A common pattern for creating small WSGI applications is to have a class which is instantiated with the configuration. For our application we'll be storing the pages under a directory.

class WikiApp(object):

    def __init__(self, storage_dir):
        self.storage_dir = os.path.abspath(os.path.normpath(storage_dir))

WSGI applications are callables like wsgi_app(environ, start_response). Instances of WikiApp are WSGI applications, so we'll implement a __call__ method:

class WikiApp(object):
    ...
    def __call__(self, environ, start_response):
        # what we'll fill in

To make the script runnable we'll create a simple command-line interface:

if __name__ == '__main__':
    import optparse
    parser = optparse.OptionParser(
        usage='%prog --port=PORT'
        )
    parser.add_option(
        '-p', '--port',
        default='8080',
        dest='port',
        type='int',
        help='Port to serve on (default 8080)')
    parser.add_option(
        '--wiki-data',
        default='./wiki',
        dest='wiki_data',
        help='Place to put wiki data into (default ./wiki/)')
    options, args = parser.parse_args()
    print 'Writing wiki pages to %s' % options.wiki_data
    app = WikiApp(options.wiki_data)
    from wsgiref.simple_server import make_server
    httpd = make_server('localhost', options.port, app)
    print 'Serving on http://localhost:%s' % options.port
    try:
        httpd.serve_forever()
    except KeyboardInterrupt:
        print '^C'

There's not much to talk about in this code block. The application is instantiated and served with the built-in module wsgiref.simple_server.

The WSGI Application

Of course all the interesting stuff is in that __call__ method. WebOb lets you ignore some of the details of WSGI, like what start_response really is. environ is a CGI-like dictionary, but webob.Request gives an object interface to it. webob.Response represents a response, and is itself a WSGI application. Here's kind of the hello world of WSGI applications using these objects:

from webob import Request, Response

class WikiApp(object):
    ...

    def __call__(self, environ, start_response):
        req = Request(environ)
        resp = Response(
            'Hello %s!' % req.params.get('name', 'World'))
        return resp(environ, start_response)

req.params.get('name', 'World') gets any query string parameter (like ?name=Bob), or if it's a POST form request it will look for a form parameter name. We instantiate the response with the body of the response. You could also give keyword arguments like content_type='text/plain' (text/html is the default content type and 200 OK is the default status).
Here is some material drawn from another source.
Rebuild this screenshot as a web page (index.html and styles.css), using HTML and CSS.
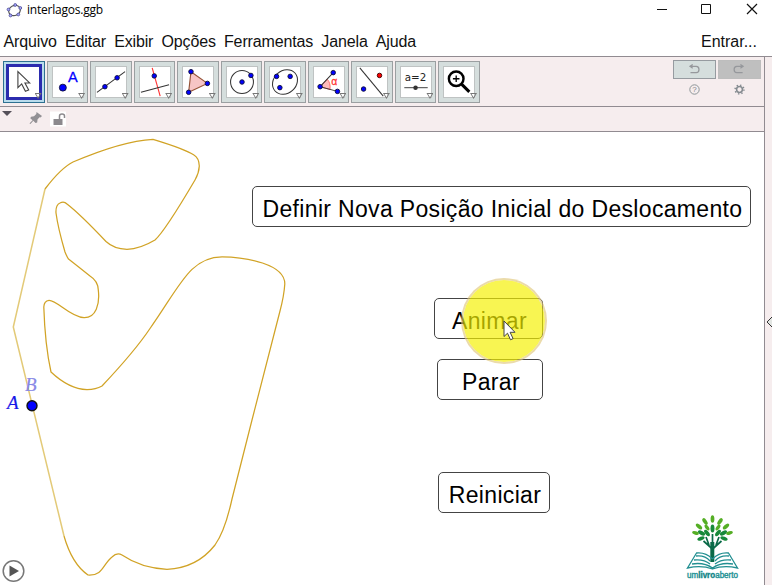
FILE: index.html
```html
<!DOCTYPE html>
<html lang="pt-BR">
<head>
<meta charset="utf-8">
<title>interlagos.ggb</title>
<link rel="stylesheet" href="styles.css">
</head>
<body>
<div class="app">
  <header class="titlebar">
    <svg class="logo" width="17" height="17" viewBox="0 0 17 17"><ellipse cx="8.500" cy="8.500" rx="6" ry="5" transform="rotate(-25 8.500 8.500)" fill="none" stroke="#555" stroke-width="1.200"/><g fill="#aaaaff" stroke="#4a4a90" stroke-width=".8"><circle cx="9.200" cy="3" r="1.400"/><circle cx="14.300" cy="6" r="1.400"/><circle cx="12.300" cy="12.500" r="1.400"/><circle cx="4.500" cy="13.500" r="1.400"/><circle cx="2.500" cy="7.500" r="1.400"/></g></svg>
    <span class="title">interlagos.ggb</span>
    <svg class="window-controls" width="104" height="18" viewBox="656 0 104 18" fill="none" stroke="#111"><path d="M657 9.500h10M701.500 4.500h9v9h-9z"/><path d="M747 4l10 10M757 4l-10 10" stroke-width="1.200"/></svg>
  </header>
  <nav class="menu">
    <span>Arquivo</span><span>Editar</span><span>Exibir</span><span>Opções</span><span>Ferramentas</span><span>Janela</span><span>Ajuda</span><span class="signin">Entrar...</span>
  </nav>
  <div class="body">
    <main class="main">
      <div class="toolbar">
        <div class="tools">
          <div class="tool selected"><svg viewBox="0 0 32 32"><path d="M9.500 5v17l4-4 4 8 3.500-1.500-4-7.500h5z" fill="#fff" stroke="#444" stroke-width="1.200"/></svg></div>
          <div class="tool"><svg viewBox="0 0 32 32"><circle class="pt" cx="10.500" cy="22" r="3.700"/><text x="16" y="16.500" class="letter">A</text></svg></div>
          <div class="tool"><svg viewBox="0 0 32 32"><path class="ln" d="M1 27L31 5"/><circle class="pt" cx="9.500" cy="21" r="2.400"/><circle class="pt" cx="22.500" cy="11.500" r="2.400"/></svg></div>
          <div class="tool"><svg viewBox="0 0 32 32"><path d="M13 1l8.500 30" stroke="#f33" stroke-width="1.200"/><path class="ln" d="M1 27l30-8"/><circle class="pt" cx="15.200" cy="9.500" r="2.400"/></svg></div>
          <div class="tool"><svg viewBox="0 0 32 32"><path d="M8.500 5l17.500 12.500-20 9.500z" fill="#f6c5c5" stroke="#955338" stroke-width="1.200"/><circle class="pt" cx="8.500" cy="5" r="2.400"/><circle class="pt" cx="26" cy="17.500" r="2.400"/><circle class="pt" cx="6" cy="27" r="2.400"/></svg></div>
          <div class="tool"><svg viewBox="0 0 32 32"><circle cx="16" cy="16" r="12.200" class="ln"/><circle class="pt" cx="16" cy="16" r="2.400"/><circle class="pt" cx="25.500" cy="9" r="2.400"/></svg></div>
          <div class="tool"><svg viewBox="0 0 32 32"><ellipse cx="16" cy="16" rx="14.300" ry="12" transform="rotate(-42 16 16)" class="ln"/><circle class="pt" cx="7" cy="10" r="2.400"/><circle class="pt" cx="21.500" cy="10" r="2.400"/><circle class="pt" cx="10.500" cy="22" r="2.400"/></svg></div>
          <div class="tool"><svg viewBox="0 0 32 32"><path d="M6.500 21l7.500-8q4 4 3 11z" fill="#fbb" stroke="#f66"/><path class="ln" d="M20.500 6l-14 15 18.500 5"/><circle class="pt" cx="20.500" cy="6" r="2.400"/><circle class="pt" cx="6.500" cy="21" r="2.400"/><circle class="pt" cx="25" cy="26" r="2.400"/><text x="18.500" y="19.500" class="alpha">α</text></svg></div>
          <div class="tool"><svg viewBox="0 0 32 32"><path class="ln" d="M3 1l25 30"/><circle class="pt" cx="7" cy="23.500" r="2.400"/><circle class="pt red" cx="24" cy="9" r="2.400"/></svg></div>
          <div class="tool"><svg viewBox="0 0 32 32"><text x="4" y="15" class="slider" textLength="23">a=2</text><path d="M3.500 22h25" stroke="#666" stroke-width="1.300"/><circle cx="15.500" cy="22" r="2.400" fill="#333"/></svg></div>
          <div class="tool"><svg viewBox="0 0 32 32"><g fill="none" stroke="#000"><circle cx="13" cy="12.500" r="7.800" stroke-width="2.600"/><path d="M19 18.500l8 8" stroke-width="3.200"/><path d="M9.500 12.500h7M13 9v7" stroke-width="1.400"/></g></svg></div>
        </div>
        <div class="side-tools">
          <div class="history"><svg viewBox="0 0 42 19"><path d="M16.500 6h6.500q3 0 3 3.500t-3 3.500h-6.500M19 4l-3 2 3 2"/></svg></div>
          <div class="history off"><svg viewBox="0 0 42 19"><path d="M24.500 6h-6.500q-3 0-3 3.500t3 3.500h6.500M22 4l3 2-3 2"/></svg></div>
          <svg class="mini" width="13" height="13" viewBox="0 0 13 13"><circle cx="6.500" cy="6.500" r="4.700" fill="none" stroke="#8c9597"/><text x="6.500" y="9.300" class="question">?</text></svg>
          <svg class="mini" width="13" height="13" viewBox="0 0 13 13" fill="none" stroke="#858b90"><circle cx="6.500" cy="6.500" r="2.900" stroke-width="1.500"/><circle cx="6.500" cy="6.500" r="4.400" stroke-width="1.500" stroke-dasharray="1.400 2.056"/></svg>
        </div>
      </div>
      <div class="stylebar">
        <svg width="70" height="24" viewBox="0 107 70 24"><path d="M2 111h10l-5 5z" fill="#555059"/><path d="M36.500 112l5.500 4-1.500 1.500-1-.3-2 2.300-.3 3-1.700.5-2.200-2.200-2.600 3-1 .2.200-1 2.700-2.700-2.300-2 .7-1.500 3-.5 2.300-2.300z" fill="#929094"/><path d="M50 111.500h16v15H50z" fill="#fff"/><path d="M53.500 119h9v6h-9z" fill="#8b898d"/><path d="M59.500 119v-3q0-2 2.500-2t2.500 2v2" fill="none" stroke="#8b898d" stroke-width="1.500"/></svg>
      </div>
      <section class="canvas">
        <svg class="drawing" width="764" height="453" viewBox="0 132 764 453">
          <g class="track">
            <path class="light" d="M45 189L13.300 327L64 536"/>
            <path d="M45 189Q61 168 73 162Q122 141 153 139.300Q185 149 194 155Q199 158 199.300 166Q199 173 195 180Q165 231 155 240Q140 249 127 249.300Q114 249 106 241.500Q80 214 67 204Q64 201 60 203Q55.500 205 56 213Q58 228 65 252Q67 257 68.500 259Q80 268 90 276Q98 281 98.300 290C100 304 96 318 84 317.700C70 317 57 300 49 300.300Q44 301 43.800 307Q45 345 51 372Q69 389 87 389.700Q96 389.500 102 386Q135 351 150 328.500C180 286 190 257 222 256.800C246 257 285 264 284.800 284Q284 296 280 311L252 420L232 499Q225 531 215 545Q197 568 167 569.300Q141 568 122 555Q117 552 112 557C103 564 103 576 88 575Q72 564 64 536"/>
          </g>
          <circle cx="32" cy="405.700" r="5" fill="#00f" stroke="#111" stroke-width="1.400"/>
          <text x="7" y="409" class="label-a">A</text><text x="25" y="391" class="label-b">B</text>
          <circle cx="13.500" cy="571" r="10.300" fill="#fff" stroke="#777" stroke-width="1.500"/><path d="M9.500 565.500v11l9.500-5.500z" fill="#555"/>
          <g class="brand">
            <g stroke="#0a6a48" fill="none"><path d="M712.300 562V542" stroke-width="4"/><path d="M712.500 549l-9-8M712.500 549l9-8M712.500 543v-9M709 545l-3-8M716 545l3-8" stroke-width="1.700"/></g>
            <g fill="#17893a"><ellipse cx="712.500" cy="528.500" rx="2" ry="4"/><ellipse cx="707" cy="533" rx="1.900" ry="3.800" transform="rotate(-40 707 533)"/><ellipse cx="718" cy="533" rx="1.900" ry="3.800" transform="rotate(40 718 533)"/><ellipse cx="701.500" cy="533" rx="1.900" ry="3.900" transform="rotate(-60 701.500 533)"/><ellipse cx="723.500" cy="533" rx="1.900" ry="3.900" transform="rotate(60 723.500 533)"/><ellipse cx="701" cy="538.500" rx="1.800" ry="3.800" transform="rotate(70 701 538.500)"/><ellipse cx="724" cy="538.500" rx="1.800" ry="3.800" transform="rotate(-70 724 538.500)"/></g>
            <g fill="#55ae25"><ellipse cx="712.500" cy="519" rx="1.900" ry="3.800"/><ellipse cx="705" cy="521.500" rx="1.900" ry="3.800" transform="rotate(-35 705 521.500)"/><ellipse cx="720" cy="521.500" rx="1.900" ry="3.800" transform="rotate(35 720 521.500)"/><ellipse cx="699" cy="526.500" rx="1.900" ry="3.800" transform="rotate(-50 699 526.500)"/><ellipse cx="726" cy="526.500" rx="1.900" ry="3.800" transform="rotate(50 726 526.500)"/><ellipse cx="695.500" cy="533" rx="1.700" ry="3.400" transform="rotate(-75 695.500 533)"/><ellipse cx="729.500" cy="533" rx="1.700" ry="3.400" transform="rotate(75 729.500 533)"/><ellipse cx="707" cy="527.500" rx="1.700" ry="3.400" transform="rotate(-35 707 527.500)"/><ellipse cx="718" cy="527.500" rx="1.700" ry="3.400" transform="rotate(35 718 527.500)"/></g>
            <g fill="none" stroke="#228f91" stroke-width="1.300"><path d="M712.500 559q-7-7-16-6l-9 15q14-3 25 1 11-4 25-1l-9-15q-9-1-16 6M692 564q12-2 20.500 4 8.500-6 20.500-4M696 556q9-1 14 5M729 556q-9-1-14 5M694 560q10-1 16 4M731 560q-10-1-16 4"/></g>
            <text x="687" y="578" class="brand-name" textLength="51" lengthAdjust="spacingAndGlyphs">um<tspan class="strong">livro</tspan>aberto</text>
          </g>
        </svg>
        <button class="action define">Definir Nova Posição Inicial do Deslocamento</button>
        <button class="action animate">Animar</button>
        <button class="action stop">Parar</button>
        <button class="action restart">Reiniciar</button>
        <div class="halo"></div>
        <svg class="pointer" width="14" height="22" viewBox="0 0 14 22"><path d="M1 1v15.500l3.500-3.300 3 6.600 2.600-1.200-3-6.300H12z" fill="#fff" stroke="#444"/></svg>
      </section>
    </main>
    <aside class="drawer"><svg width="7" height="12" viewBox="0 0 7 12"><path d="M7 1L2 6l5 5" fill="#e3e6e3" stroke="#333"/></svg></aside>
  </div>
</div>
</body>
</html>
```
FILE: styles.css
```css
* { box-sizing: border-box; }
body { margin: 0; background: #fff; overflow: hidden; font-family: "Liberation Sans", Arial, sans-serif; color: #111; }
.app { width: 772px; height: 585px; display: flex; flex-direction: column; }
.titlebar { height: 20px; display: flex; align-items: center; padding-left: 6px; }
.title { font: 12px/18px "Open Sans", sans-serif; margin-left: 4px; letter-spacing: -.22px; color: #000; }
.window-controls { margin: 0 12px 2px auto; }
.menu { height: 36px; display: flex; padding: 12px 15px 0 3.5px; gap: 8.2px; font-size: 16px; line-height: 19px; letter-spacing: -.14px; }
.signin { margin-left: auto; letter-spacing: 0; }
.body { flex: 1; display: flex; border-top: 1px solid #918b91; min-height: 0; }
.main { width: 764px; display: flex; flex-direction: column; }
.toolbar { height: 50px; display: flex; justify-content: space-between; background: #f6edee; border-bottom: 1px solid #918b91; padding: 4px 3px 0; }
.tools { display: flex; gap: 2px; }
.tool { width: 41.55px; height: 42px; padding: 4px; border: 1px solid #9b9fa1; background: #d5dedd; position: relative; }
.tool svg { display: block; width: 32px; height: 32px; background: #fff; border: 1px solid #bfc3c3; }
.tool::after { content: ""; position: absolute; right: 2px; bottom: 3px; width: 7px; height: 6px; background: #777; clip-path: polygon(0 0, 100% 0, 50% 100%, 0 0, 22% 18%, 50% 72%, 78% 18%, 22% 18%); }
.selected { background: #b9dcec; border-color: #2e7191; padding: 2px; }
.selected svg { width: 36px; height: 36px; border: 3px solid #2b2bae; }
.ln { fill: none; stroke: #333; stroke-width: 1.1; }
.pt { fill: #00f; stroke: #101040; stroke-width: 1; }
.red { fill: #f00; stroke: #400; }
.letter { font-size: 15.5px; fill: #00f; stroke: #00f; stroke-width: .3; }
.alpha { font-size: 11px; fill: #f33; stroke: #f33; stroke-width: .3; }
.slider { font: 11px "DejaVu Sans", sans-serif; fill: #222; }
.side-tools { width: 88px; display: grid; grid-template-columns: 43px 43px; grid-template-rows: 19px 14px; gap: 4px 2px; margin-top: -1px; }
.history { border: 1px solid #969ba0; background: #d5dedd; }
.history svg { display: block; width: 100%; height: 17px; fill: none; stroke: #96989c; stroke-width: 1.4; }
.off { border-color: #bdbdbd; background: #bfbfbf; }
.mini { justify-self: center; }
.question { font-size: 8px; text-anchor: middle; fill: #7b8487; }
.stylebar { height: 25px; background: #f6edee; border-bottom: 1px solid #918b91; }
.stylebar svg { display: block; }
.canvas { flex: 1; position: relative; background: #fff; }
.drawing { display: block; }
.track path { fill: none; stroke: #d1a326; stroke-width: 1.25; stroke-linejoin: round; }
.track .light { stroke: #e3ca78; stroke-width: 1.5; }
.label-a, .label-b { font: italic 19px "Liberation Serif", serif; fill: #1717e8; stroke: #1717e8; stroke-width: .2; }
.label-b { fill: #8888e6; stroke: #8888e6; }
.brand-name { font-size: 8.5px; fill: #239295; stroke: #239295; stroke-width: .4; }
.strong { font-weight: bold; fill: #087776; }
.action { position: absolute; height: 40px; padding: 4px 0 0 2px; border: 1px solid #444; border-radius: 5px; background: #fff; color: #000; font: 23px/30px "Liberation Sans", Arial, sans-serif; letter-spacing: .33px; white-space: nowrap; }
.define { left: 252px; top: 54px; width: 499px; height: 41px; }
.animate { left: 434px; top: 166px; width: 109px; height: 41px; }
.stop { left: 437px; top: 227px; width: 106px; height: 41px; }
.restart { left: 438px; top: 340px; width: 112px; height: 41px; }
.halo { position: absolute; left: 461px; top: 146px; width: 86px; height: 86px; border-radius: 50%; background: rgba(244, 240, 0, .68); border: 2px solid rgba(225, 200, 125, .65); background-clip: padding-box; }
.pointer { position: absolute; left: 503px; top: 188px; }
.drawer { width: 8px; background: #f6edee; border-left: 1px solid #918b91; padding-top: 259px; }
.drawer svg { display: block; }
```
For the wiki application we'll support a couple different kinds of screens, and we'll make our __call__ method dispatch to different methods depending on the request. We'll support an action parameter like ?action=edit, and also dispatch on the method (GET, POST, etc, in req.method). We'll pass in the request and expect a response object back.

Also, WebOb has a series of exceptions in webob.exc, like webob.exc.HTTPNotFound, webob.exc.HTTPTemporaryRedirect, etc. We'll also let the method raise one of these exceptions and turn it into a response.

One last thing we'll do in our __call__ method is create our Page object, which represents a wiki page.

All this together makes:

from webob import Request, Response
from webob import exc

class WikiApp(object):
    ...

    def __call__(self, environ, start_response):
        req = Request(environ)
        action = req.params.get('action', 'view')
        # Here's where we get the Page domain object:
        page = self.get_page(req.path_info)
        try:
            try:
                # The method name is action_{action_param}_{request_method}:
                meth = getattr(self, 'action_%s_%s' % (action, req.method))
            except AttributeError:
                # If the method wasn't found there must be
                # something wrong with the request:
                raise exc.HTTPBadRequest('No such action %r' % action)
            resp = meth(req, page)
        except exc.HTTPException, e:
            # The exception object itself is a WSGI application/response:
            resp = e
        return resp(environ, start_response)

The Domain Object

The Page domain object isn't really related to the web, but it is important to implementing this. Each Page is just a file on the filesystem. Our get_page method figures out the filename given the path (the path is in req.path_info, which is all the path after the base path). The Page class handles getting and setting the title and content.

Here's the method to figure out the filename:

import os

class WikiApp(object):
    ...

    def get_page(self, path):
        path = path.lstrip('/')
        if not path:
            # The path was '/', the home page
            path = 'index'
        path = os.path.join(self.storage_dir)
        path = os.path.normpath(path)
        if path.endswith('/'):
            path += 'index'
        if not path.startswith(self.storage_dir):
            raise exc.HTTPBadRequest("Bad path")
        path += '.html'
        return Page(path)

Mostly this is just the kind of careful path construction you have to do when mapping a URL to a filename. While the server may normalize the path (so that a path like /../../ can't be requested), you can never really be sure. By using os.path.normpath we eliminate these, and then we make absolutely sure that the resulting path is under our self.storage_dir with if not path.startswith(self.storage_dir): raise exc.HTTPBadRequest("Bad path").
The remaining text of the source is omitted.